» WHAT NEEDS TO BE DONE
Copy the data exactly as it appears, and do not include any pictures.

--- START DATASET EXTRACT ---

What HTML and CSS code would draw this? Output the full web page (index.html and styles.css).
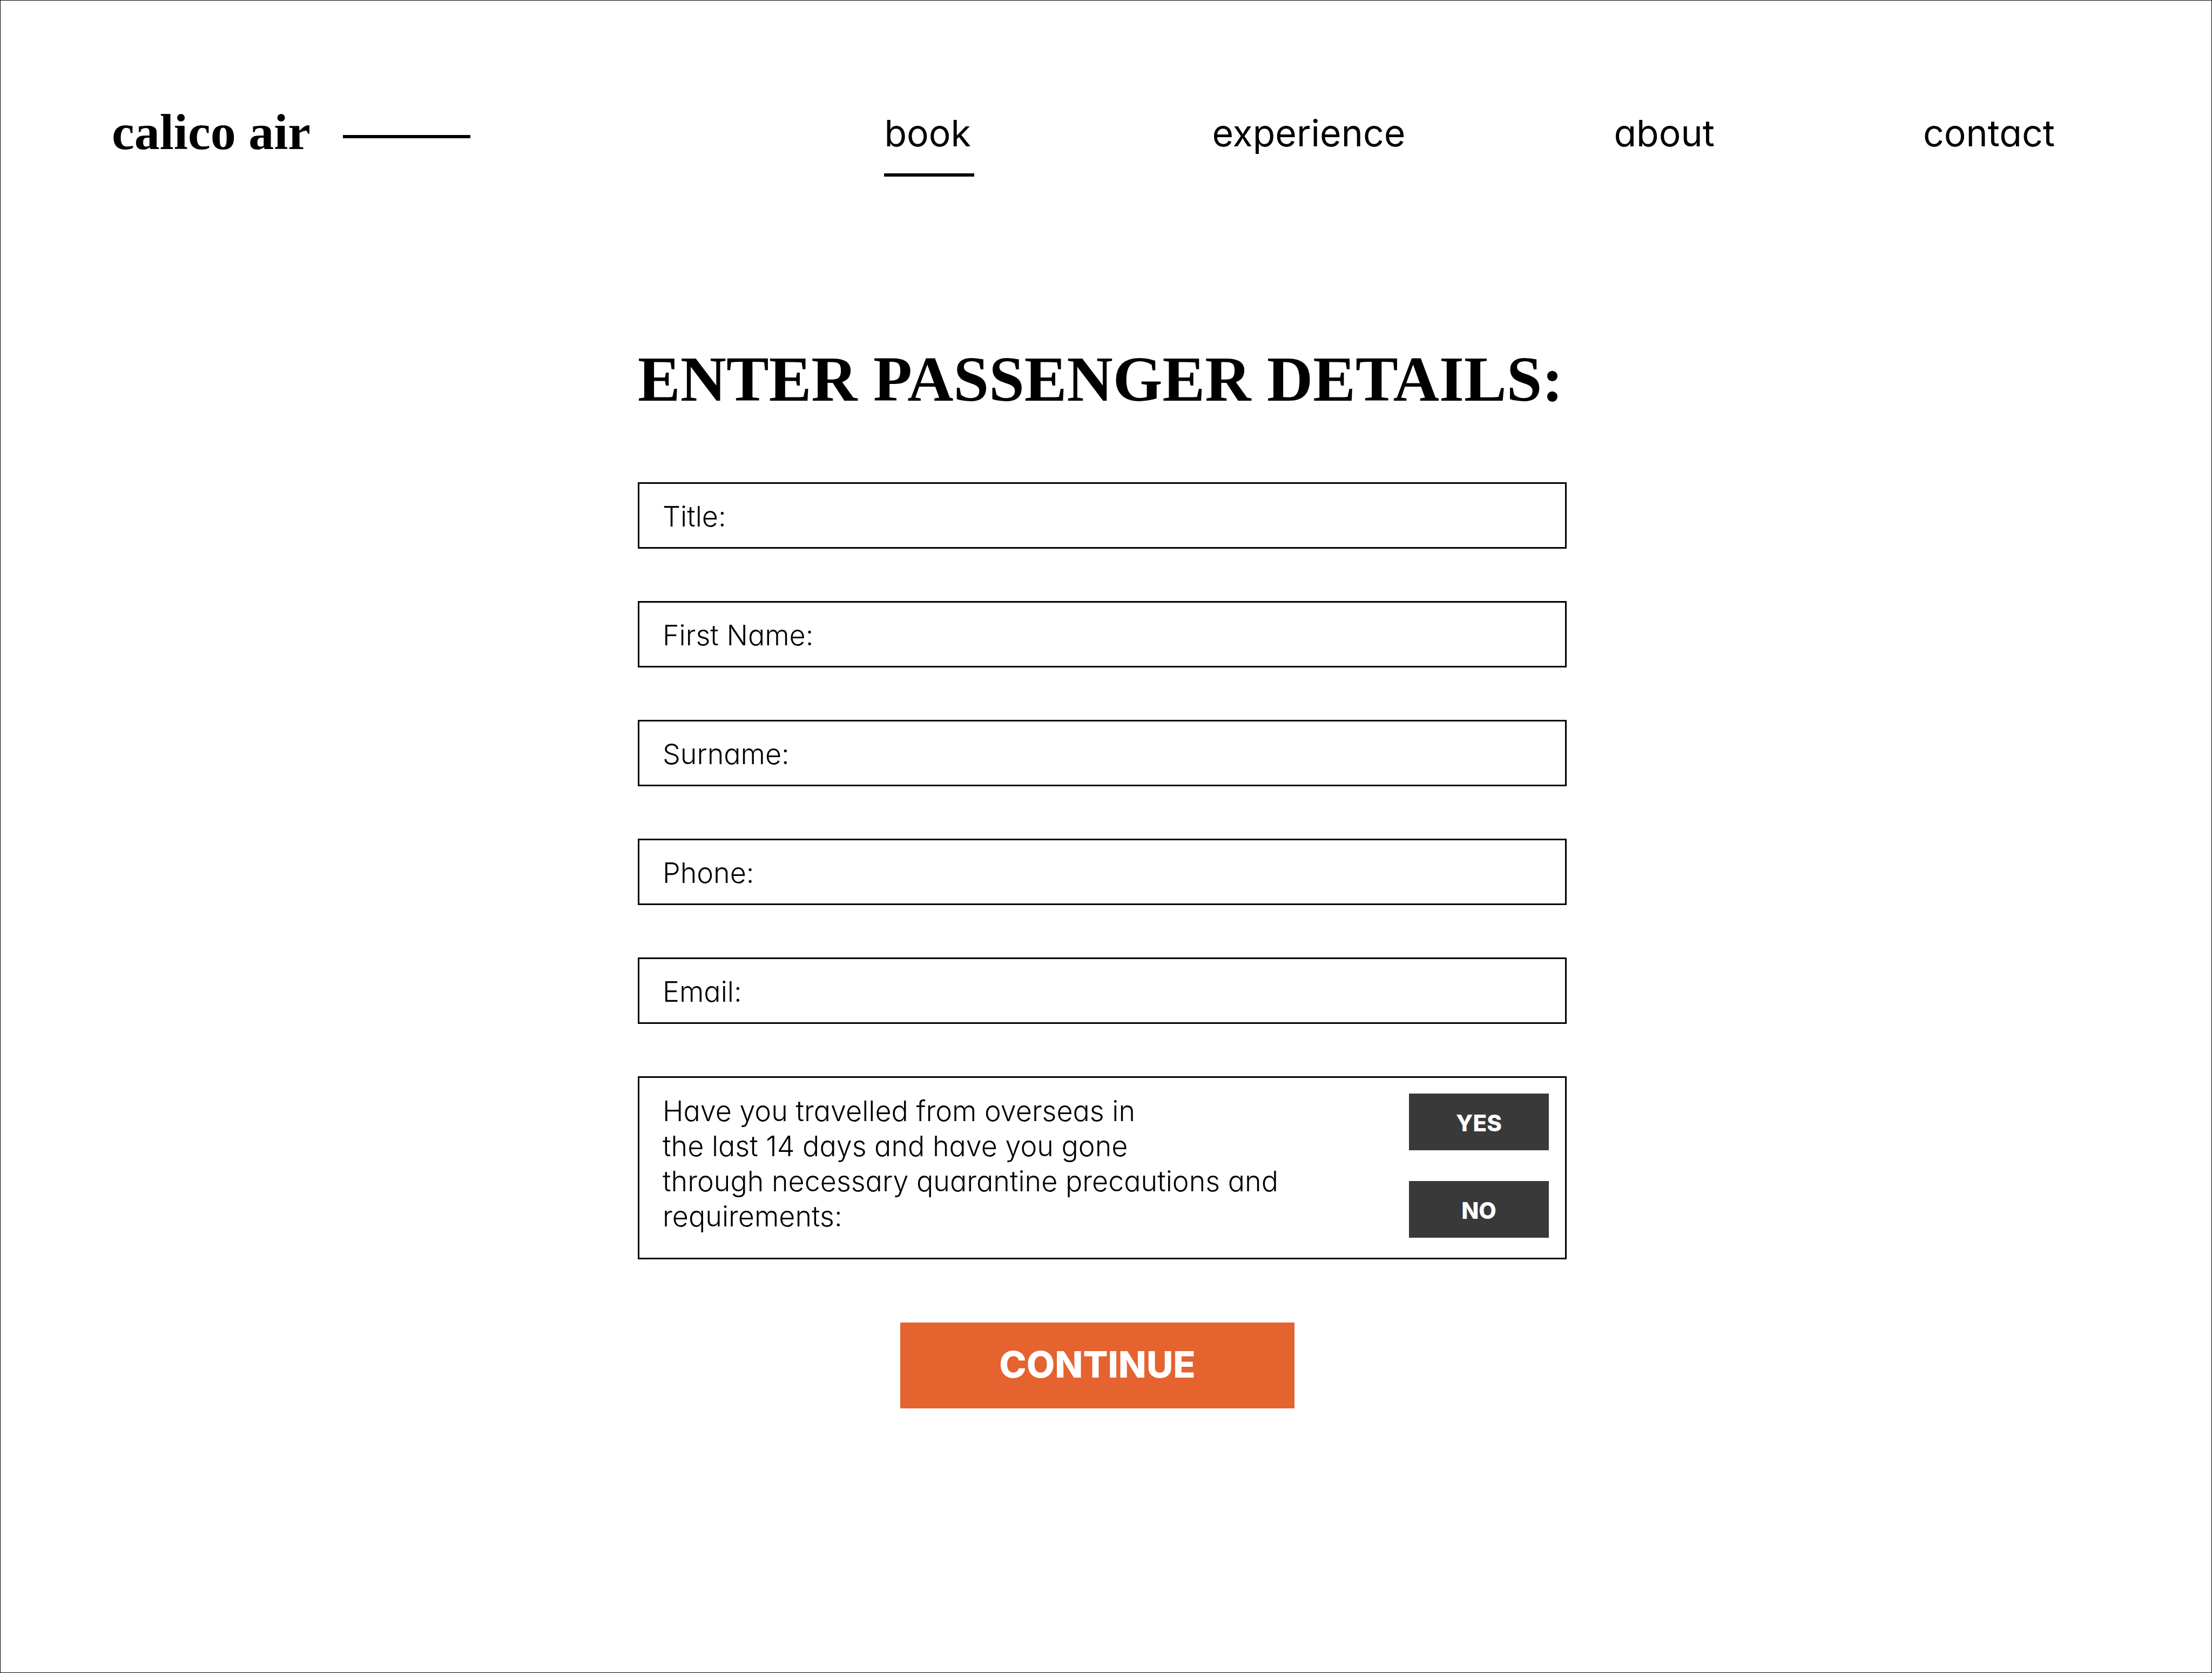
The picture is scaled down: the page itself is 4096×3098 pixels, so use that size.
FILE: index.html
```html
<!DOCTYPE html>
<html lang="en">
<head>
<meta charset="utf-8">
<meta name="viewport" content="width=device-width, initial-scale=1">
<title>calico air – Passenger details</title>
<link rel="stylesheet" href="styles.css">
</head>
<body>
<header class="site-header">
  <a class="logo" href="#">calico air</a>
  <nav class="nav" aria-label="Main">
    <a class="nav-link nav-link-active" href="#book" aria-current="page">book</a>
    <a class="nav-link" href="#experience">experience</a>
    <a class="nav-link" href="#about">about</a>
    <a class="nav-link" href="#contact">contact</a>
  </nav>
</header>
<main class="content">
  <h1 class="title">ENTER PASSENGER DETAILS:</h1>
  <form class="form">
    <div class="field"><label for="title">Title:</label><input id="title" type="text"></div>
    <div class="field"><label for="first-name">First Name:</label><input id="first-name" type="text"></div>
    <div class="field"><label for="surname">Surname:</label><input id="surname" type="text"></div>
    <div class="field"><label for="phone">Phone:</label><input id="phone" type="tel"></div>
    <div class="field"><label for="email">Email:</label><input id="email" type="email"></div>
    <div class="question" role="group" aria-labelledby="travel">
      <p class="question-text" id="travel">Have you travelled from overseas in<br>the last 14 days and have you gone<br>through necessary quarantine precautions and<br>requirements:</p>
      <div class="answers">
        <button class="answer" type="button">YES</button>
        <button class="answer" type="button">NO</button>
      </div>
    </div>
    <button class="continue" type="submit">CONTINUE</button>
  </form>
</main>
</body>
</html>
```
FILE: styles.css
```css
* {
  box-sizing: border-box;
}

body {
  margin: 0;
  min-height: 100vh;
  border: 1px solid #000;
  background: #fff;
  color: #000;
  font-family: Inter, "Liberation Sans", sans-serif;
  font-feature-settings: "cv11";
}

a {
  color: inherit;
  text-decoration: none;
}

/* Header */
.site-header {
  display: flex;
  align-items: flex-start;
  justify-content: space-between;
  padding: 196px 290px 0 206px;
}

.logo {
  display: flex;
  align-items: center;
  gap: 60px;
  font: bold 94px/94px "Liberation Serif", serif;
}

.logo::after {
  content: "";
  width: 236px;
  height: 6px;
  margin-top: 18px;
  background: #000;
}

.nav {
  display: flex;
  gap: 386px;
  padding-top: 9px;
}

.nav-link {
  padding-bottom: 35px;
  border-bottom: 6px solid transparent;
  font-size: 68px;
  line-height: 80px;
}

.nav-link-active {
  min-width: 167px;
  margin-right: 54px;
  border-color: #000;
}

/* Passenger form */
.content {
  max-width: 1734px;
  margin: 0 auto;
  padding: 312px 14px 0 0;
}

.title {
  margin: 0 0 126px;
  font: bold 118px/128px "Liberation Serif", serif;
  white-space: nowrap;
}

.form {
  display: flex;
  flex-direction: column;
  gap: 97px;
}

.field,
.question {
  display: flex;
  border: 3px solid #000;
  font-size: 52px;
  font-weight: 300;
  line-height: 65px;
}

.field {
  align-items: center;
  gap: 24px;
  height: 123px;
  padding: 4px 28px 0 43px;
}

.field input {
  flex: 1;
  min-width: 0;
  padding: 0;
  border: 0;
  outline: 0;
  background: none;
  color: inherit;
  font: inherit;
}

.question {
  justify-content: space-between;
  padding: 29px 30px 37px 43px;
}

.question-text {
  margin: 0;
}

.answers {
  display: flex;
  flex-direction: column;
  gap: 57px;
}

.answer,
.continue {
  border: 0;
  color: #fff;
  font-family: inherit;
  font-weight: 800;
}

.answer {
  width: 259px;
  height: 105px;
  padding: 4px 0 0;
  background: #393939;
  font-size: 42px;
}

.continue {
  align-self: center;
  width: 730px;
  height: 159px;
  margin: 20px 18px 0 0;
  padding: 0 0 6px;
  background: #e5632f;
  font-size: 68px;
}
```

--- END DATASET EXTRACT ---

» THE SOLUTION
What HTML and CSS code would draw this? Output the full web page (index.html and styles.css).
The picture is scaled down: the page itself is 4096×3098 pixels, so use that size.
FILE: index.html
```html
<!DOCTYPE html>
<html lang="en">
<head>
<meta charset="utf-8">
<meta name="viewport" content="width=device-width, initial-scale=1">
<title>calico air – Passenger details</title>
<link rel="stylesheet" href="styles.css">
</head>
<body>
<header class="site-header">
  <a class="logo" href="#">calico air</a>
  <nav class="nav" aria-label="Main">
    <a class="nav-link nav-link-active" href="#book" aria-current="page">book</a>
    <a class="nav-link" href="#experience">experience</a>
    <a class="nav-link" href="#about">about</a>
    <a class="nav-link" href="#contact">contact</a>
  </nav>
</header>
<main class="content">
  <h1 class="title">ENTER PASSENGER DETAILS:</h1>
  <form class="form">
    <div class="field"><label for="title">Title:</label><input id="title" type="text"></div>
    <div class="field"><label for="first-name">First Name:</label><input id="first-name" type="text"></div>
    <div class="field"><label for="surname">Surname:</label><input id="surname" type="text"></div>
    <div class="field"><label for="phone">Phone:</label><input id="phone" type="tel"></div>
    <div class="field"><label for="email">Email:</label><input id="email" type="email"></div>
    <div class="question" role="group" aria-labelledby="travel">
      <p class="question-text" id="travel">Have you travelled from overseas in<br>the last 14 days and have you gone<br>through necessary quarantine precautions and<br>requirements:</p>
      <div class="answers">
        <button class="answer" type="button">YES</button>
        <button class="answer" type="button">NO</button>
      </div>
    </div>
    <button class="continue" type="submit">CONTINUE</button>
  </form>
</main>
</body>
</html>
```
FILE: styles.css
```css
* {
  box-sizing: border-box;
}

body {
  margin: 0;
  min-height: 100vh;
  border: 1px solid #000;
  background: #fff;
  color: #000;
  font-family: Inter, "Liberation Sans", sans-serif;
  font-feature-settings: "cv11";
}

a {
  color: inherit;
  text-decoration: none;
}

/* Header */
.site-header {
  display: flex;
  align-items: flex-start;
  justify-content: space-between;
  padding: 196px 290px 0 206px;
}

.logo {
  display: flex;
  align-items: center;
  gap: 60px;
  font: bold 94px/94px "Liberation Serif", serif;
}

.logo::after {
  content: "";
  width: 236px;
  height: 6px;
  margin-top: 18px;
  background: #000;
}

.nav {
  display: flex;
  gap: 386px;
  padding-top: 9px;
}

.nav-link {
  padding-bottom: 35px;
  border-bottom: 6px solid transparent;
  font-size: 68px;
  line-height: 80px;
}

.nav-link-active {
  min-width: 167px;
  margin-right: 54px;
  border-color: #000;
}

/* Passenger form */
.content {
  max-width: 1734px;
  margin: 0 auto;
  padding: 312px 14px 0 0;
}

.title {
  margin: 0 0 126px;
  font: bold 118px/128px "Liberation Serif", serif;
  white-space: nowrap;
}

.form {
  display: flex;
  flex-direction: column;
  gap: 97px;
}

.field,
.question {
  display: flex;
  border: 3px solid #000;
  font-size: 52px;
  font-weight: 300;
  line-height: 65px;
}

.field {
  align-items: center;
  gap: 24px;
  height: 123px;
  padding: 4px 28px 0 43px;
}

.field input {
  flex: 1;
  min-width: 0;
  padding: 0;
  border: 0;
  outline: 0;
  background: none;
  color: inherit;
  font: inherit;
}

.question {
  justify-content: space-between;
  padding: 29px 30px 37px 43px;
}

.question-text {
  margin: 0;
}

.answers {
  display: flex;
  flex-direction: column;
  gap: 57px;
}

.answer,
.continue {
  border: 0;
  color: #fff;
  font-family: inherit;
  font-weight: 800;
}

.answer {
  width: 259px;
  height: 105px;
  padding: 4px 0 0;
  background: #393939;
  font-size: 42px;
}

.continue {
  align-self: center;
  width: 730px;
  height: 159px;
  margin: 20px 18px 0 0;
  padding: 0 0 6px;
  background: #e5632f;
  font-size: 68px;
}
```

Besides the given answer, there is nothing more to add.